8. Participação em Eventos Históricos: Dentro do universo alternativo de "Watchmen," o Comediante esteve presente nos bastidores de momentos cruciais da história. A história insinua que ele participou do assassinato de John F. Kennedy e influenciou diretamente o curso da política americana. Com ele, a linha entre ficção e realidade é intencionalmente tênue. Essas insinuações reforçam a ideia de que o mundo de "Watchmen" foi moldado por figuras capazes de tudo em nome da estabilidade. Blake, com seu pragmatismo violento, é retratado como uma espécie de executor sombrio do destino político dos EUA, agindo nas sombras para garantir que a "ordem" prevaleça, mesmo a um custo brutal.
9. Brutalidade Acima de Superpoderes: Apesar de conviver com figuras como o Dr. Manhattan, o Comediante nunca possuiu superpoderes. Sua força derivava de seu treinamento militar, sua resistência física e, acima de tudo, sua ausência de escrúpulos. Ele era perigoso não por ser sobre-humano, mas por ser cruelmente humano.
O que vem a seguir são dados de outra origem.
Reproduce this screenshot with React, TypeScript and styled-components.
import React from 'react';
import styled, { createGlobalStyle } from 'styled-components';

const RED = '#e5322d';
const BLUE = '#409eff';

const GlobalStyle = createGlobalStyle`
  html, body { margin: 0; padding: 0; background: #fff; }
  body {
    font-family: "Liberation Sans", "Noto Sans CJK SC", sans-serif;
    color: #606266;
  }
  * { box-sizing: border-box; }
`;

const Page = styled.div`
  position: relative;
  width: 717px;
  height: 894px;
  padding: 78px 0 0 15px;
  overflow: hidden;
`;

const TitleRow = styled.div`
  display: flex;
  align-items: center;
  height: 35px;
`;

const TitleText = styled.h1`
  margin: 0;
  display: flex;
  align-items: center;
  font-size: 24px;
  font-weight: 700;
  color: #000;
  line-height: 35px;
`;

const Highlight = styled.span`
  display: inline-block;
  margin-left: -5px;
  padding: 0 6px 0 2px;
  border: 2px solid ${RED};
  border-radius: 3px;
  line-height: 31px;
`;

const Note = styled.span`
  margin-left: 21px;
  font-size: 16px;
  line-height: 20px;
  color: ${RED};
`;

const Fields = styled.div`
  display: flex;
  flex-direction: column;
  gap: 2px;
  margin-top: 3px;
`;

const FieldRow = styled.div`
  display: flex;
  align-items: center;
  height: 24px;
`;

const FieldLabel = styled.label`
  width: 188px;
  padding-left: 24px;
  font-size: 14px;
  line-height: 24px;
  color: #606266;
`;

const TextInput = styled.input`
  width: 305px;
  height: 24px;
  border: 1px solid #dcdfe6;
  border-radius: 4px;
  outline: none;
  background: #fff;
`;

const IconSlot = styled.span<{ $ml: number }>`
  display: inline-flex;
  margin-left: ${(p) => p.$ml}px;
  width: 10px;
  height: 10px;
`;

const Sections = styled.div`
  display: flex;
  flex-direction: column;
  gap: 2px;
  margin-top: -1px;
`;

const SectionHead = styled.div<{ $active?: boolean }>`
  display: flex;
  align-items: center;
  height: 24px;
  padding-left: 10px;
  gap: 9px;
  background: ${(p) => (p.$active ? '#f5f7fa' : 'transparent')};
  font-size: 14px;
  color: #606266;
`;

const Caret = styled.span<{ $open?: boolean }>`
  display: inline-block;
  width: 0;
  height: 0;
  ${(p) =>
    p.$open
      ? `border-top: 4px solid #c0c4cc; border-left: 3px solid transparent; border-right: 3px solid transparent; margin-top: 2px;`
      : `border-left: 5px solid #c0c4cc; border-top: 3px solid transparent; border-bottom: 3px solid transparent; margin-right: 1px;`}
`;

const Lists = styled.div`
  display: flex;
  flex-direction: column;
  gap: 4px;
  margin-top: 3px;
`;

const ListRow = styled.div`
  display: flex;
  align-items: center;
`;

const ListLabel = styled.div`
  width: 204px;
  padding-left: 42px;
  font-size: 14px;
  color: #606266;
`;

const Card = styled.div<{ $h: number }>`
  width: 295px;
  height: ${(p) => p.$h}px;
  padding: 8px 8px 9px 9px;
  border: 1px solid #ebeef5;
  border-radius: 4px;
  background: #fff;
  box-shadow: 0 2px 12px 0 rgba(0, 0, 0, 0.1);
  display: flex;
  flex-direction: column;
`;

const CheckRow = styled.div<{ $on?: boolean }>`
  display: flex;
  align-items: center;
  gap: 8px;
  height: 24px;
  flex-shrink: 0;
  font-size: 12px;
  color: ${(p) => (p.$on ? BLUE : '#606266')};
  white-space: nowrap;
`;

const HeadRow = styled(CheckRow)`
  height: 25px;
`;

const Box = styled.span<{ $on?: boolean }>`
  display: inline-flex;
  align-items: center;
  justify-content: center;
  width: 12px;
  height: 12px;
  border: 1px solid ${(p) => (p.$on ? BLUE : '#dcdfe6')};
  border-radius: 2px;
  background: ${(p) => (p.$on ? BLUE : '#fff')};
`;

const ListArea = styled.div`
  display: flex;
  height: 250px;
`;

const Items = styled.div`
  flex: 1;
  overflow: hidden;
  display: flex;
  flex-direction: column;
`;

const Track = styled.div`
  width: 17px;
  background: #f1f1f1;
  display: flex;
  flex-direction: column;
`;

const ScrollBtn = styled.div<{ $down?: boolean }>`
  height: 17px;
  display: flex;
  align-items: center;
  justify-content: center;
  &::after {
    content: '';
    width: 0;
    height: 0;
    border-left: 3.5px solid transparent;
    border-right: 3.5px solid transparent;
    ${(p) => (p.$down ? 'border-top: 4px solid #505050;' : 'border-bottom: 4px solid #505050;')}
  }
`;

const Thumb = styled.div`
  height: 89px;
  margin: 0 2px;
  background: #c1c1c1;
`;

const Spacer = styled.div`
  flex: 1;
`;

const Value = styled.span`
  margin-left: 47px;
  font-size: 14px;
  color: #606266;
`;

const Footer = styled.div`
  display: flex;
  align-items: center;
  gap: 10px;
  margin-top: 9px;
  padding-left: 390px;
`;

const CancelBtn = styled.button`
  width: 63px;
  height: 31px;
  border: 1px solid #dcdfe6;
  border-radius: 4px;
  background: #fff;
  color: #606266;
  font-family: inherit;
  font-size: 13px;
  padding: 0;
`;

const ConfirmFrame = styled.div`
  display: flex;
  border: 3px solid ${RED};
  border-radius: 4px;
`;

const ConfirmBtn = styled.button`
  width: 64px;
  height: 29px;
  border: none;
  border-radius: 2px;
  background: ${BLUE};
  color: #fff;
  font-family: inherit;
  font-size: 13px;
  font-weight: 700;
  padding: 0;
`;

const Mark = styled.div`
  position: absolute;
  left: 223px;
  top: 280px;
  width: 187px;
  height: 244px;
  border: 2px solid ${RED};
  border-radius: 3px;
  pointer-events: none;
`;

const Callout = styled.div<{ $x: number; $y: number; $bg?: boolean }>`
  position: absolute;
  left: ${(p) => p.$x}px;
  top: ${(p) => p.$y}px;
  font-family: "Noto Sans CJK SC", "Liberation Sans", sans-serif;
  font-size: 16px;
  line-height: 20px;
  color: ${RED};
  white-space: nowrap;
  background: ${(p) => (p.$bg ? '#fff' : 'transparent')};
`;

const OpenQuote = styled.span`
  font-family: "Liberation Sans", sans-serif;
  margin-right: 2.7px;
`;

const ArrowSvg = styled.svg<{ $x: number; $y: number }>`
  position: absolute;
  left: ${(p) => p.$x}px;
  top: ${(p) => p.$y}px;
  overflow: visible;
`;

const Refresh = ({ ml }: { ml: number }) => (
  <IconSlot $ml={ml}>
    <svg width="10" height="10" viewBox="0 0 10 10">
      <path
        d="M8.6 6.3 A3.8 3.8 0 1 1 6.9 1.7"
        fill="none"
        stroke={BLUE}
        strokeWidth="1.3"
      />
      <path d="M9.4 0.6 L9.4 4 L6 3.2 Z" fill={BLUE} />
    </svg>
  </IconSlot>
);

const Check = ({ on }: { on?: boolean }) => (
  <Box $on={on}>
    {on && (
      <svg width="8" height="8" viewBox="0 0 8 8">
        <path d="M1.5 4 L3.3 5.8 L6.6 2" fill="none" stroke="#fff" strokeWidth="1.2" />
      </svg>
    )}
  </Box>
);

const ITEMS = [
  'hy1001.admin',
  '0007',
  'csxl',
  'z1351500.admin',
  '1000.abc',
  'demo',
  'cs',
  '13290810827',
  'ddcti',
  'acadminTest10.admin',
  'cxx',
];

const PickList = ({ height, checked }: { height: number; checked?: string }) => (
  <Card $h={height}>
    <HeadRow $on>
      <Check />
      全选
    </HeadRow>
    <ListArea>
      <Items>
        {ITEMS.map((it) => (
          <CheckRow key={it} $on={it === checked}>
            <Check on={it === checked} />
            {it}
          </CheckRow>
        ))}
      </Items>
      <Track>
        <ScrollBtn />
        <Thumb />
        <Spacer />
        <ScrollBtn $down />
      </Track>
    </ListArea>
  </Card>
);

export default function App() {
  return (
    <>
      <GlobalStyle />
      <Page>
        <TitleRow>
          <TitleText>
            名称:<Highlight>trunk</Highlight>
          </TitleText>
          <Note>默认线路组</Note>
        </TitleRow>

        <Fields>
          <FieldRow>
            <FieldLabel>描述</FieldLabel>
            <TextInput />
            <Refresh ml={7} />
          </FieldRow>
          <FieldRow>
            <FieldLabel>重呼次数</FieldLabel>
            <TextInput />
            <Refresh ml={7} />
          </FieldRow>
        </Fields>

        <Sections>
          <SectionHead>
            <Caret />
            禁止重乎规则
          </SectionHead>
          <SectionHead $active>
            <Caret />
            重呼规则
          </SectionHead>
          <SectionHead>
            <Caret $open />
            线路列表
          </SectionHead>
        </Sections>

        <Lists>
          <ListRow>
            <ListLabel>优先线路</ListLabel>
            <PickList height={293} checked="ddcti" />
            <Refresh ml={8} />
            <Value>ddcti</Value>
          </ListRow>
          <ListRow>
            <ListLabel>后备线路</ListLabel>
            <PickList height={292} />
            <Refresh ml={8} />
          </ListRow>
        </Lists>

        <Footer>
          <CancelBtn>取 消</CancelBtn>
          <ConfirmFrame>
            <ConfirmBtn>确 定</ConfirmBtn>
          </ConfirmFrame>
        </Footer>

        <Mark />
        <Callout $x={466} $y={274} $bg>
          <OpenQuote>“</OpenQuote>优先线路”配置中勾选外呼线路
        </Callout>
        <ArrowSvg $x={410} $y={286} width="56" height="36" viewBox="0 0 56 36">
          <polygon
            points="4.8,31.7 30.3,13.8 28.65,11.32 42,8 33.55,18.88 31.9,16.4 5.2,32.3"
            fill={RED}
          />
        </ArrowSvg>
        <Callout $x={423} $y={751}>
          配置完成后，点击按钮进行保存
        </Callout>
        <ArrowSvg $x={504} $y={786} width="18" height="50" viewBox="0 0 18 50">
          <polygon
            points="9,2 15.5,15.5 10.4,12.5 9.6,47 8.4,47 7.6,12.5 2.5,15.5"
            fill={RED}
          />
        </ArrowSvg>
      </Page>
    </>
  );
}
Sua brutalidade o tornava uma ameaça real, mesmo em um mundo com seres que controlam a matéria. Blake não hesitava em matar, torturar ou manipular. Essa ausência de limites morais o transformava em uma ferramenta eficiente, mas também em uma bomba-relógio. Um homem que confiava unicamente na força bruta e na convicção de que o mundo é uma piada sem graça.
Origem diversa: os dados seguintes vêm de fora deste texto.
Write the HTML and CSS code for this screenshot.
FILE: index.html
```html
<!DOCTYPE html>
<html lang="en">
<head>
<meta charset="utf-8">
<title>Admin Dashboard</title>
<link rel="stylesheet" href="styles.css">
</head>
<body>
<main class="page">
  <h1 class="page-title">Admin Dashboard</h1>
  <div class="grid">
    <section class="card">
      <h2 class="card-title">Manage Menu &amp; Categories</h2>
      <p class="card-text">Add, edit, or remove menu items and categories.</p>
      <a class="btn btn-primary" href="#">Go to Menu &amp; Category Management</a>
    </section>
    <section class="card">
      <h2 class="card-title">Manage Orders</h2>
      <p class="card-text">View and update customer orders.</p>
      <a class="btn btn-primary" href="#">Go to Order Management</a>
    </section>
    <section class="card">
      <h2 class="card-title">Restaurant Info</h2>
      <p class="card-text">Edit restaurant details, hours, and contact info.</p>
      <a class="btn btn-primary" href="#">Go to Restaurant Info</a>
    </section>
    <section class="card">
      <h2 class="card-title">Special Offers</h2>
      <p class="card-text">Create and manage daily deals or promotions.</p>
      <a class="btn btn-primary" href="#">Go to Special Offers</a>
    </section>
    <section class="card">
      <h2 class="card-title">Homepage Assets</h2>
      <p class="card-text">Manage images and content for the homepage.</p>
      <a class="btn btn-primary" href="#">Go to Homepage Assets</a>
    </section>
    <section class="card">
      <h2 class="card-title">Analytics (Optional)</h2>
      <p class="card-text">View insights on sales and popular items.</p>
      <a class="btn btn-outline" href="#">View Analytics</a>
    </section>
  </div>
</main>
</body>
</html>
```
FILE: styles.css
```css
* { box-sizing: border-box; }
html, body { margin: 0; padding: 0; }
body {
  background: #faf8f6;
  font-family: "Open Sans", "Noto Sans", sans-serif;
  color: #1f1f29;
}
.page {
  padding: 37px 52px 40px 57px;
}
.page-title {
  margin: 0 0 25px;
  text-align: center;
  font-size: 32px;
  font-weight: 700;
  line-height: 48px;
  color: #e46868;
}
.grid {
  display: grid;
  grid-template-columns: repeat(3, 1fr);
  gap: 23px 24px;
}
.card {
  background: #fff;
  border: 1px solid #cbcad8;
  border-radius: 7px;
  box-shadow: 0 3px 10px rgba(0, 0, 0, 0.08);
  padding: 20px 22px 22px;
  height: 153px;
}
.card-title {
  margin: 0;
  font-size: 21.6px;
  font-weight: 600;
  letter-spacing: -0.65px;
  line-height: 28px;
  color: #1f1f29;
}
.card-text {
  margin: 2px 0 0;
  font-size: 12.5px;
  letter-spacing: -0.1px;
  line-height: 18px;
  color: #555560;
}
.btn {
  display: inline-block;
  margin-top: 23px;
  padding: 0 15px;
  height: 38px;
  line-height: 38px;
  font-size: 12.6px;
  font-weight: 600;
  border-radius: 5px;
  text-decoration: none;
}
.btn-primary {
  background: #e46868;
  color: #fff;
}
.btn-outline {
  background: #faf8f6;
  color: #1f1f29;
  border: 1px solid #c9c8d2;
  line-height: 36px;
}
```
10. Jeffrey Dean Morgan no Cinema: Na adaptação cinematográfica de 2009, Blake foi interpretado por Jeffrey Dean Morgan, que entregou intensidade e sarcasmo na medida certa. O visual imponente do personagem foi alcançado com o uso de próteses musculares, garantindo a presença ameaçadora que ele exibe na história original. A atuação de Morgan foi amplamente elogiada, principalmente por capturar a dualidade do Comediante.